On February 6, two Minnesota counties — Meeker and Chippewa — adopted one-year moratoriums on wind and solar projects because local regulators were concerned that the projects would result in the construction of transmission lines across their counties.

There’s also widespread opposition on the East Coast to the proposed transmission projects needed to bring power ashore from offshore wind projects.

I could cite many more examples of the opposition to transmission here. But the punchline here is obvious: the high-voltage grid is expanding very slowly, the costs associated with it are soaring, and the opposition to such a vast expansion is real and growing.

These facts indicate that the “energy transition” to a grid mainly powered by far-flung wind and solar projects will not happen.
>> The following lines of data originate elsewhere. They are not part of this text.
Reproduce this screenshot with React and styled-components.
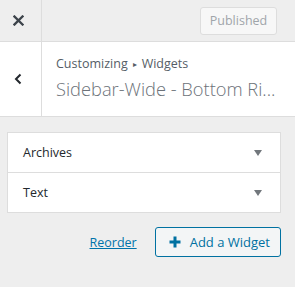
import styled, { createGlobalStyle } from "styled-components";

const GlobalStyle = createGlobalStyle`
  html, body {
    margin: 0;
    padding: 0;
    background: #eeeeee;
  }
  body {
    font-family: "Open Sans", "Noto Sans", sans-serif;
    font-size: 12.5px;
    color: #32373c;
  }
`;

const WIDGETS = ["Archives", "Text"];

function App() {
  return (
    <>
      <GlobalStyle />
      <St.Sidebar>
        <St.Header>
          <St.IconButton aria-label="Close">
            <svg width="11" height="11" viewBox="0 0 11 11">
              <path
                d="M1.5 1.5 L9.5 9.5 M9.5 1.5 L1.5 9.5"
                stroke="#3c434a"
                strokeWidth="2.3"
                strokeLinecap="square"
              />
            </svg>
          </St.IconButton>
          <St.HeaderActions>
            <St.PublishButton disabled>Published</St.PublishButton>
          </St.HeaderActions>
        </St.Header>

        <St.TitlePanel>
          <St.IconButton aria-label="Back">
            <svg width="10" height="14" viewBox="0 0 10 14">
              <path
                d="M7.5 2.5 L3 7 L7.5 11.5"
                stroke="#23282d"
                strokeWidth="2"
                fill="none"
              />
            </svg>
          </St.IconButton>
          <St.TitleText>
            <St.Breadcrumb>
              Customizing<St.Arrow>▸</St.Arrow>Widgets
            </St.Breadcrumb>
            <St.Title>Sidebar-Wide - Bottom Ri...</St.Title>
          </St.TitleText>
        </St.TitlePanel>

        <St.Content>
          <St.WidgetList>
            {WIDGETS.map((name) => (
              <St.WidgetRow key={name}>
                <span>{name}</span>
                <St.Caret />
              </St.WidgetRow>
            ))}
          </St.WidgetList>

          <St.Actions>
            <St.Reorder href="#">Reorder</St.Reorder>
            <St.AddButton>
              <svg width="12" height="12" viewBox="0 0 12 12">
                <path d="M6 0.5 V11.5 M0.5 6 H11.5" stroke="#0071a1" strokeWidth="3" />
              </svg>
              Add a Widget
            </St.AddButton>
          </St.Actions>
        </St.Content>
      </St.Sidebar>
    </>
  );
}

export default App;

const St = {
  Sidebar: styled.div`
    width: 295px;
    height: 287px;
    background: #eeeeee;
    overflow: hidden;
  `,

  /* top bar */
  Header: styled.header`
    display: flex;
    height: 41px;
    border-bottom: 1px solid #dddddd;
    background: #eeeeee;
  `,

  IconButton: styled.button`
    display: flex;
    align-items: center;
    justify-content: center;
    flex: none;
    width: 42px;
    padding: 0 5px 0 0;
    border: none;
    border-right: 1px solid #dddddd;
    background: transparent;
    cursor: pointer;
  `,

  HeaderActions: styled.div`
    flex: 1;
    display: flex;
    align-items: center;
    justify-content: flex-end;
    padding-right: 18px;
  `,

  PublishButton: styled.button`
    height: 28px;
    width: 77px;
    padding: 0;
    border: 1px solid #dddddd;
    border-radius: 3px;
    background: #f7f7f7;
    color: #a0a5aa;
    font-family: inherit;
    font-size: 12.5px;
  `,

  /* panel title */
  TitlePanel: styled.div`
    display: flex;
    height: 74px;
    background: #ffffff;
    border-bottom: 1px solid #dddddd;
  `,

  TitleText: styled.div`
    flex: 1;
    min-width: 0;
    display: flex;
    flex-direction: column;
    justify-content: center;
    padding: 0 8px 0 14px;
  `,

  Breadcrumb: styled.div`
    font-size: 12.5px;
    line-height: 20px;
    color: #555d66;
  `,

  Arrow: styled.span`
    font-size: 8px;
    vertical-align: 1px;
    padding: 0 5px;
  `,

  Title: styled.div`
    font-size: 18.3px;
    font-weight: 300;
    line-height: 30px;
    color: #6c7279;
    white-space: nowrap;
  `,

  /* widgets */
  Content: styled.div`
    padding: 15px 14px 0 7px;
  `,

  WidgetList: styled.div`
    background: #ffffff;
    border: 1px solid #dddddd;
  `,

  WidgetRow: styled.div`
    display: flex;
    align-items: center;
    justify-content: space-between;
    height: 39px;
    padding: 0 18px 0 15px;
    font-size: 12.5px;
    color: #23282d;

    & + & {
      border-top: 1px solid #dddddd;
    }
  `,

  Caret: styled.span`
    width: 0;
    height: 0;
    border-left: 4px solid transparent;
    border-right: 4px solid transparent;
    border-top: 6px solid #72777c;
  `,

  Actions: styled.div`
    display: flex;
    align-items: center;
    justify-content: flex-end;
    gap: 18px;
    margin-top: 14px;
  `,

  Reorder: styled.a`
    color: #0073aa;
    font-size: 12.5px;
    text-decoration: underline;
  `,

  AddButton: styled.button`
    display: flex;
    align-items: center;
    gap: 9px;
    height: 30px;
    padding: 0 10px 0 13px;
    border: 1px solid #0071a1;
    border-radius: 3px;
    background: #f3f5f6;
    color: #0071a1;
    font-family: inherit;
    font-size: 13px;
    cursor: pointer;
  `,
};
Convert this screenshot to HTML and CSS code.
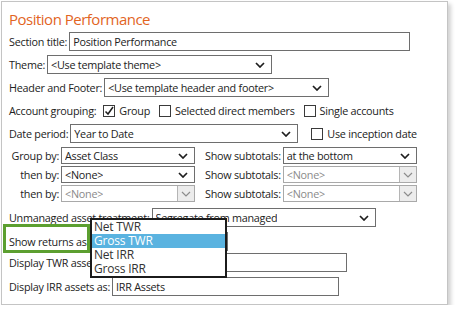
FILE: index.html
```html
<!DOCTYPE html>
<html lang="en">
<head>
  <meta charset="UTF-8">
  <title>Position Performance</title>
  <link rel="stylesheet" href="styles.css">
</head>
<body>
  <div class="panel">
    <h1>Position Performance</h1>

    <div class="form">
      <div class="row">
        <label>Section title:</label>
        <input class="text w-title" type="text" value="Position Performance">
      </div>

      <div class="row">
        <label>Theme:</label>
        <div class="select w-225"><span>&lt;Use template theme&gt;</span><svg class="chev" viewBox="0 0 10 6"><path d="M1 1l4 4 4-4"/></svg></div>
      </div>

      <div class="row">
        <label>Header and Footer:</label>
        <div class="select w-225"><span>&lt;Use template header and footer&gt;</span><svg class="chev" viewBox="0 0 10 6"><path d="M1 1l4 4 4-4"/></svg></div>
      </div>

      <div class="row">
        <label>Account grouping:</label>
        <span class="check checked"><svg viewBox="0 0 10 10"><path d="M1.5 5.5l2.5 2.5 5-7"/></svg></span>
        <span class="opt">Group</span>
        <span class="check"></span>
        <span class="opt">Selected direct members</span>
        <span class="check"></span>
        <span class="opt">Single accounts</span>
      </div>

      <div class="row">
        <label>Date period:</label>
        <div class="select w-date"><span>Year to Date</span><svg class="chev" viewBox="0 0 10 6"><path d="M1 1l4 4 4-4"/></svg></div>
        <span class="check spaced"></span>
        <span class="opt">Use inception date</span>
      </div>

      <div class="group">
        <div class="row">
          <label class="by">Group by:</label>
          <div class="select w-134"><span>Asset Class</span><svg class="chev" viewBox="0 0 10 6"><path d="M1 1l4 4 4-4"/></svg></div>
          <label class="sub">Show subtotals:</label>
          <div class="select w-134"><span>at the bottom</span><svg class="chev" viewBox="0 0 10 6"><path d="M1 1l4 4 4-4"/></svg></div>
        </div>
        <div class="row">
          <label class="by">then by:</label>
          <div class="select w-134"><span>&lt;None&gt;</span><svg class="chev" viewBox="0 0 10 6"><path d="M1 1l4 4 4-4"/></svg></div>
          <label class="sub">Show subtotals:</label>
          <div class="select w-134 disabled"><span>&lt;None&gt;</span><i class="btn"><svg class="chev" viewBox="0 0 10 6"><path d="M1 1l4 4 4-4"/></svg></i></div>
        </div>
        <div class="row">
          <label class="by">then by:</label>
          <div class="select w-134 disabled"><span>&lt;None&gt;</span><i class="btn"><svg class="chev" viewBox="0 0 10 6"><path d="M1 1l4 4 4-4"/></svg></i></div>
          <label class="sub">Show subtotals:</label>
          <div class="select w-134 disabled"><span>&lt;None&gt;</span><i class="btn"><svg class="chev" viewBox="0 0 10 6"><path d="M1 1l4 4 4-4"/></svg></i></div>
        </div>
      </div>

      <div class="row r-unmanaged">
        <label>Unmanaged asset treatment:</label>
        <div class="select w-224"><span>Segregate from managed</span><svg class="chev" viewBox="0 0 10 6"><path d="M1 1l4 4 4-4"/></svg></div>
      </div>

      <div class="row r-returns">
        <label>Show returns as:</label>
        <div class="select w-returns"><span></span><svg class="chev" viewBox="0 0 10 6"><path d="M1 1l4 4 4-4"/></svg></div>
      </div>

      <div class="row r-twr">
        <label>Display TWR assets as:</label>
        <input class="text w-twr" type="text" value="TWR Assets">
      </div>

      <div class="row r-irr">
        <label>Display IRR assets as:</label>
        <input class="text w-irr" type="text" value="IRR Assets">
      </div>
    </div>

    <div class="highlight"></div>

    <ul class="dropdown">
      <li>Net TWR</li>
      <li class="active">Gross TWR</li>
      <li>Net IRR</li>
      <li>Gross IRR</li>
    </ul>
  </div>
</body>
</html>
```

FILE: styles.css
```css
body {
  margin: 0;
  background: #fff;
  font-family: "Open Sans", "Noto Sans", sans-serif;
  font-size: 10.8px;
  letter-spacing: -0.25px;
  color: #222;
}
.panel {
  position: relative;
  box-sizing: border-box;
  width: 447px;
  height: 304px;
  margin: 1px 0 0 1px;
  padding: 0 0 0 7px;
  border: 1px solid #c4c4c4;
  box-shadow: 3px 3px 4px rgba(0,0,0,0.18);
}
h1 {
  margin: 5px 0 0;
  font-size: 15px;
  letter-spacing: -0.5px;
  line-height: 24px;
  font-weight: normal;
  color: #e2651f;
}
.form {
  display: flex;
  flex-direction: column;
  gap: 4px;
  margin-top: 1px;
}
.row {
  display: flex;
  align-items: center;
  height: 19px;
  white-space: nowrap;
}
.row label {
  margin-right: 2px;
}
.text,
.select {
  box-sizing: border-box;
  height: 19px;
  border: 1px solid #6e6e6e;
  background: #fff;
  font: inherit;
  letter-spacing: inherit;
  color: #222;
  padding: 0 3px;
}
.select {
  display: flex;
  align-items: center;
  justify-content: space-between;
  overflow: hidden;
}
.select span {
  overflow: hidden;
}
.chev {
  flex: none;
  width: 10px;
  height: 6px;
  margin-right: 3px;
  fill: none;
  stroke: #1e1e1e;
  stroke-width: 1.7;
}
.select.disabled {
  border-color: #a9a9a9;
  color: #8a8a8a;
  padding-right: 0;
}
.select.disabled .btn {
  display: flex;
  align-items: center;
  justify-content: center;
  width: 16px;
  height: 100%;
  border-left: 1px solid #b5b5b5;
  background: #ececec;
}
.select.disabled .chev {
  margin: 0;
  stroke: #8c8c8c;
  stroke-width: 1.2;
}

.w-title { width: 341px; }
.w-225 { width: 225px; }
.w-date { width: 228px; }
.w-134 { width: 134px; }
.w-224 { width: 224px; }
.w-returns { width: 137px; }
.w-twr { width: 229px; }
.w-irr { width: 227px; }

.check {
  box-sizing: border-box;
  width: 12px;
  height: 12px;
  margin: 0 4px 0 5px;
  border: 1px solid #3a3a3a;
  background: #fff;
}
.check svg {
  display: block;
  width: 10px;
  height: 10px;
  fill: none;
  stroke: #1e1e1e;
  stroke-width: 1.5;
}
.check + .opt + .check {
  margin-left: 9px;
}
.check.spaced {
  margin-left: 13px;
}

.group {
  display: flex;
  flex-direction: column;
  gap: 2px;
}
.group .row,
.group .select {
  height: 17px;
}
.row label.by {
  width: 50px;
  text-align: right;
}
.row label.sub {
  margin-left: 10px;
}
.r-unmanaged { margin-top: 2px; }
.r-returns { margin-top: 1px; }
.r-twr { margin-top: -2px; }
.r-irr { margin-top: 1px; }

.highlight {
  position: absolute;
  left: 1px;
  top: 222px;
  width: 81px;
  height: 23px;
  border: 3px solid #5c9f30;
}
.dropdown {
  position: absolute;
  left: 88px;
  top: 216px;
  width: 133px;
  margin: 0;
  padding: 0;
  list-style: none;
  border: 2px solid #1b1b1b;
  background: #fff;
  font-size: 12px;
  letter-spacing: -0.2px;
}
.dropdown li {
  height: 14px;
  line-height: 14px;
  padding-left: 2px;
  color: #333;
}
.dropdown li.active {
  background: #5ab3e0;
  color: #fff;
}
```
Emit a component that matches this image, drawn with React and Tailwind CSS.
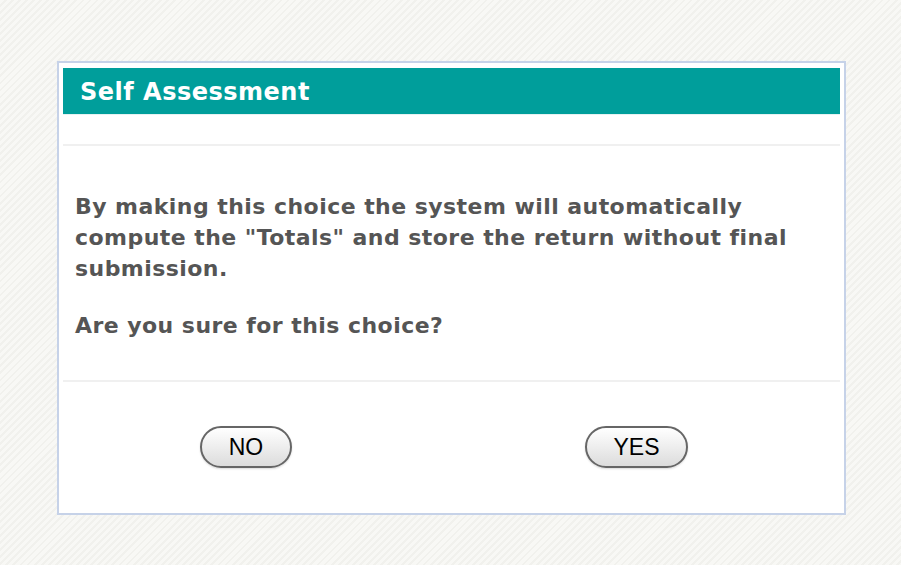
import React from 'react';

const App = () => {
  return (
    <div className="w-[901px] h-[565px] pt-[61px] pl-[57px] bg-[repeating-linear-gradient(135deg,#f8f8f5_0px,#f8f8f5_3px,#f1f1ed_3px,#f1f1ed_5px)] font-['DejaVu_Sans',sans-serif]">
      <div className="w-[789px] h-[454px] border-2 border-[#c6d2e8] bg-white p-1 flex flex-col">
        {/* header */}
        <div className="h-[47px] mt-[1px] bg-[#009e9b] flex items-center pl-[17px] border-b border-[#e6f2f2]">
          <h1 className="text-white text-[24px] tracking-[0.5px] font-bold leading-none pt-[2px]">Self Assessment</h1>
        </div>
        <div className="h-[31px] border-b-2 border-[#f0f0f0]" />

        {/* message */}
        <div className="pl-3 pr-3 pt-[45px] h-[236px] border-b-2 border-[#f0f0f0] text-[#555555] font-bold text-[22px] tracking-[0.45px] leading-[31px]">
          <p>By making this choice the system will automatically compute the "Totals" and store the return without final submission.</p>
          <p className="mt-[26px]">Are you sure for this choice?</p>
        </div>

        {/* buttons */}
        <div className="flex pt-[44px] pl-[137px] gap-[293px]">
          <button className="w-[92px] h-[42px] rounded-full border-2 border-[#666666] bg-[linear-gradient(#ffffff,#dcdcdc)] text-black text-[23px] font-['Liberation_Sans',sans-serif] shadow-[0_1px_2px_rgba(0,0,0,0.15)]">
            NO
          </button>
          <button className="w-[103px] h-[42px] rounded-full border-2 border-[#666666] bg-[linear-gradient(#ffffff,#dcdcdc)] text-black text-[23px] font-['Liberation_Sans',sans-serif] shadow-[0_1px_2px_rgba(0,0,0,0.15)]">
            YES
          </button>
        </div>
      </div>
    </div>
  );
};

export default App;
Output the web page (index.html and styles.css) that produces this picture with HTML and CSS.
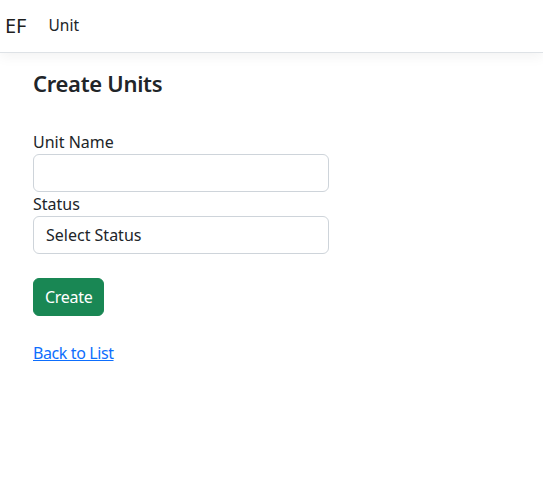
FILE: index.html
```html
<!DOCTYPE html>
<html lang="en">
<head>
<meta charset="utf-8">
<title>Create Units</title>
<link rel="stylesheet" href="styles.css">
</head>
<body>
<header class="navbar">
  <a class="brand" href="#">EF</a>
  <a class="nav-link" href="#">Unit</a>
</header>
<main class="container">
  <h4 class="title">Create Units</h4>
  <form class="form">
    <div class="field">
      <label class="label" for="name">Unit Name</label>
      <input class="control" id="name" type="text">
    </div>
    <div class="field">
      <label class="label" for="status">Status</label>
      <select class="control select" id="status">
        <option>Select Status</option>
      </select>
    </div>
    <div class="actions">
      <button class="btn" type="button">Create</button>
    </div>
  </form>
  <div class="back">
    <a class="link" href="#">Back to List</a>
  </div>
</main>
</body>
</html>
```
FILE: styles.css
```css
* { box-sizing: border-box; }
html, body { margin: 0; padding: 0; }
body {
  font-family: "Segoe UI", "Noto Sans", sans-serif;
  font-size: 16px;
  line-height: 1.5;
  color: #212529;
  background: #fff;
}
.navbar {
  height: 53px;
  display: flex;
  align-items: center;
  padding: 0 5px;
  border-bottom: 1px solid #dee2e6;
  box-shadow: 0 4px 12px rgba(0,0,0,0.05);
}
.brand {
  font-size: 20px;
  color: rgba(0,0,0,0.9);
  text-decoration: none;
  margin-right: 14px;
  line-height: 30px;
}
.nav-link {
  font-size: 15.5px;
  color: #212529;
  text-decoration: none;
  padding: 8px;
}
.container {
  padding: 17px 33px 0;
}
.title {
  font-size: 22px;
  font-weight: 600;
  letter-spacing: -0.3px;
  line-height: 1.2;
  margin: 0 0 34px;
}
.form { width: 296px; }
.field { display: flex; flex-direction: column; }
.label { display: block; }
.control {
  display: block;
  width: 100%;
  height: 38px;
  padding: 6px 12px;
  font: inherit;
  color: #212529;
  background: #fff;
  border: 1px solid #ced4da;
  border-radius: 6px;
  appearance: none;
  -webkit-appearance: none;
}
.actions { margin-top: 24px; }
.btn {
  font: inherit;
  letter-spacing: -0.3px;
  color: #fff;
  background: #198754;
  border: 1px solid #198754;
  border-radius: 6px;
  height: 38px;
  padding: 0 11px;
}
.back { margin-top: 25px; }
.link { color: #0d6efd; letter-spacing: -0.4px; }
```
That means we must use the existing rights of way and wires to the fullest extent possible. I will close by repeating what I wrote last year in “47,300 Gigawatt-Miles From Nowhere.” I explained we won’t see a quick expansion of the high-voltage grid:

Because of the physical limits on the system. Given these limits, policymakers aiming to decarbonize the electric sector should be looking at ways to utilize existing infrastructure, including wires and transformers, by building new nuclear plants on the sites where coal- or gas-fired power plants are being retired. That’s what TerraPower hopes to do in Kemmerer, Wyoming and other locations. In short, the electric grid we have today is largely the electric grid we are going to have. We should not be spending hundreds of billions of dollars to build a grid designed to accommodate the low power density of weather-dependent renewables like wind and solar. Instead, we should be building high-power-density, weather-resilient generation that can exploit our existing grid. That, of course, means nuclear energy.

What I wrote last May still applies today. If we are serious about reducing CO2 emissions from the electric sector, that means building lots and lots of nuclear reactors. Building lots of new nuclear won’t be cheap, quick, or easy. But it will be far more manageable (and probably more affordable) than trying to string tens of thousands of miles of new transmission lines across the American West.